Then the remote connection will be closed, and the gdbserver will print some error as follows:
Process csr_bfs created; pid = 114385
Listening on port 2345
Remote debugging from host 127.0.0.1
cuda-gdb/7.12/gdb/gdbserver/regcache.c:264: A problem internal to GDBserver has been detected.
Unknown register ymm0h requested
Spec:
OS: Ubuntu 16.04 / Ubuntu 18.04
CUDA toolkits: 9.2
CPU: Intel(R) Xeon(R) Gold 6140 CPU / Silver 4108
GPU: Titan V / V100 PCIE 16G
We have several machines with the above specs will face such error.
When I further explore this issue, I can confirm that it is related to gdb (which means that it is not introduced by cuda-gdb).
As my side, gdb version lower than 8.1 will reproduce this issue on my machine.
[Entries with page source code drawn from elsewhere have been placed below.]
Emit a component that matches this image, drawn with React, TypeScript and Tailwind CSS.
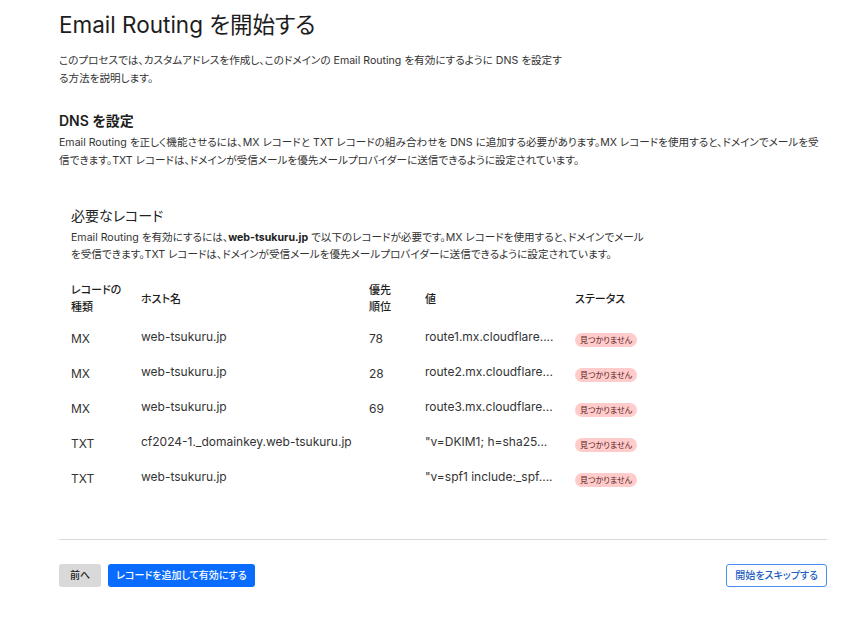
const FONT = { fontFamily: 'Inter, "Noto Sans CJK JP", sans-serif' };

type Row = { type: string; host: string; prio: string; value: string };

const rows: Row[] = [
  { type: 'MX', host: 'web-tsukuru.jp', prio: '78', value: 'route1.mx.cloudflare....' },
  { type: 'MX', host: 'web-tsukuru.jp', prio: '28', value: 'route2.mx.cloudflare...' },
  { type: 'MX', host: 'web-tsukuru.jp', prio: '69', value: 'route3.mx.cloudflare...' },
  { type: 'TXT', host: 'cf2024-1._domainkey.web-tsukuru.jp', prio: '', value: '"v=DKIM1; h=sha25...' },
  { type: 'TXT', host: 'web-tsukuru.jp', prio: '', value: '"v=spf1 include:_spf....' },
];

export default function App() {
  return (
    <div style={FONT} className="min-h-screen w-[843px] bg-white text-[#222] px-[59px] pt-[9px] pb-8 [font-feature-settings:'palt']">
      <h1 className="text-[22.5px] leading-[32px] font-normal text-[#1d1d1d]">Email Routing を開始する</h1>
      <p className="mt-[11px] whitespace-nowrap text-[10.6px] leading-[18px] text-[#333]">
        このプロセスでは、カスタムアドレスを作成し、このドメインの Email Routing を有効にするように DNS を設定す<br />
        る方法を説明します。
      </p>

      <h2 className="mt-[23px] text-[14px] leading-[20px] font-semibold text-[#1d1d1d]">DNS を設定</h2>
      <p className="mt-[3px] whitespace-nowrap text-[10.6px] leading-[18px] text-[#333]">
        Email Routing を正しく機能させるには、MX レコードと TXT レコードの組み合わせを DNS に追加する必要があります。MX レコードを使用すると、ドメインでメールを受<br />
        信できます。TXT レコードは、ドメインが受信メールを優先メールプロバイダーに送信できるように設定されています。
      </p>

      <div className="mt-[36px] pl-[12px]">
        <h3 className="text-[14px] leading-[20px] font-normal text-[#222]">必要なレコード</h3>
        <p className="mt-[3px] whitespace-nowrap text-[10.6px] leading-[17px] text-[#333]">
          Email Routing を有効にするには、<span className="font-bold text-[#1d1d1d]">web-tsukuru.jp</span> で以下のレコードが必要です。MX レコードを使用すると、ドメインでメール<br />
          を受信できます。TXT レコードは、ドメインが受信メールを優先メールプロバイダーに送信できるように設定されています。
        </p>

        <div className="mt-[16px] text-[12px] text-[#333]">
          <div className="grid grid-cols-[70px_228px_56px_150px_1fr] items-center h-[40px] leading-[17px] text-[11px] font-medium text-[#1d1d1d]">
            <div>レコードの<br />種類</div>
            <div>ホスト名</div>
            <div>優先<br />順位</div>
            <div>値</div>
            <div>ステータス</div>
          </div>
          <div className="mt-[1px]">
            {rows.map((r, i) => (
              <div key={i} className="grid grid-cols-[70px_228px_56px_150px_1fr] items-center h-[35px]">
                <div className="pt-[2px]">{r.type}</div>
                <div className="pb-[1px]">{r.host}</div>
                <div className="pt-[2px]">{r.prio}</div>
                <div className="pb-[1px]">{r.value}</div>
                <div className="pt-[3px]">
                  <span className="inline-block rounded-full bg-[#ffcccb] px-[5px] text-[8px] leading-[14px] text-[#5a1a1a]">見つかりません</span>
                </div>
              </div>
            ))}
          </div>
        </div>
      </div>

      <div className="mt-[44px] h-px w-[768px] bg-[#d9d9d9]" />

      <div className="mt-[24px] flex w-[768px] items-center">
        <button className="h-[23px] rounded-[3px] bg-[#d9d9d9] px-[11px] text-[10px] font-medium text-[#222]">前へ</button>
        <button className="ml-[7px] h-[23px] rounded-[3px] bg-[#0a6cff] px-[8px] text-[10px] font-medium text-white">レコードを追加して有効にする</button>
        <button className="ml-auto h-[23px] rounded-[3px] border border-[#4a8ef0] bg-white px-[8px] text-[10px] font-medium text-[#1f5fbf]">開始をスキップする</button>
      </div>
    </div>
  );
}
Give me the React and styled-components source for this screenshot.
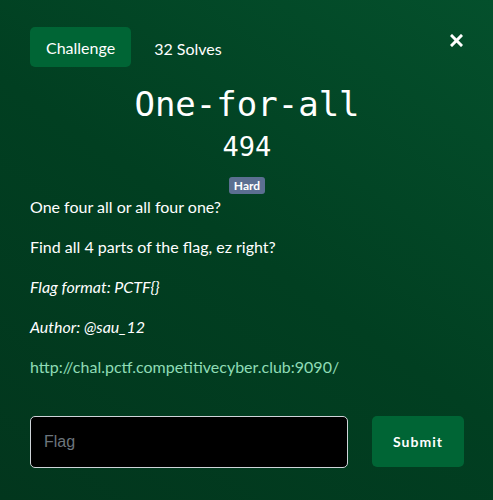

I highly suspect it is related to the Xeon® Scalable Processors family.
I have tried to build gdb 7.12, 8.0 and the latest 8.11. Only the latest 8.11 do NOT has this issue.
So, please try to reproduce this issue on Xeon® Scalable Processors family. If it can be reproduced, it is appreciated to fix it asap.
But I am not sure whether ymm0h and pkru is one issue. Since current cuda-gdb bases on gdb 7.12 (and reports error on ymm0h), I am not sure whether this bug is related to what we are discussing.
cuda-gdbserver :5000 test_particles
Process test_particles created; pid = 18774
Listening on port 5000
Remote debugging from host 192.168.10.86
cuda-gdb/7.12/gdb/gdbserver/regcache.c:264: A problem internal to GDBserver has been detected.
Unknown register ymm0h requested
Just an update: We are actively working on the underlying issue that is causing this problem and, while not imminent, it a fix is expected in an upcoming release (200439277)
I got the same error, and i have three machines, one is host machines, another two are target, and when i using remote debug, one target machines is fine, but another not, and then console show the same msg as :unknown register ymm0h requested
my host and target machines’ configuration as follows:
OS: ubuntu 16.04
cuda Toolkit; cuda 10.0
GPU : tesla V100
cuda-gdb version: 7.12
Unfortunately there isn’t a workaround for this problem on late-model CPUs. The update to resolve this is still pending and will be in an upcoming release.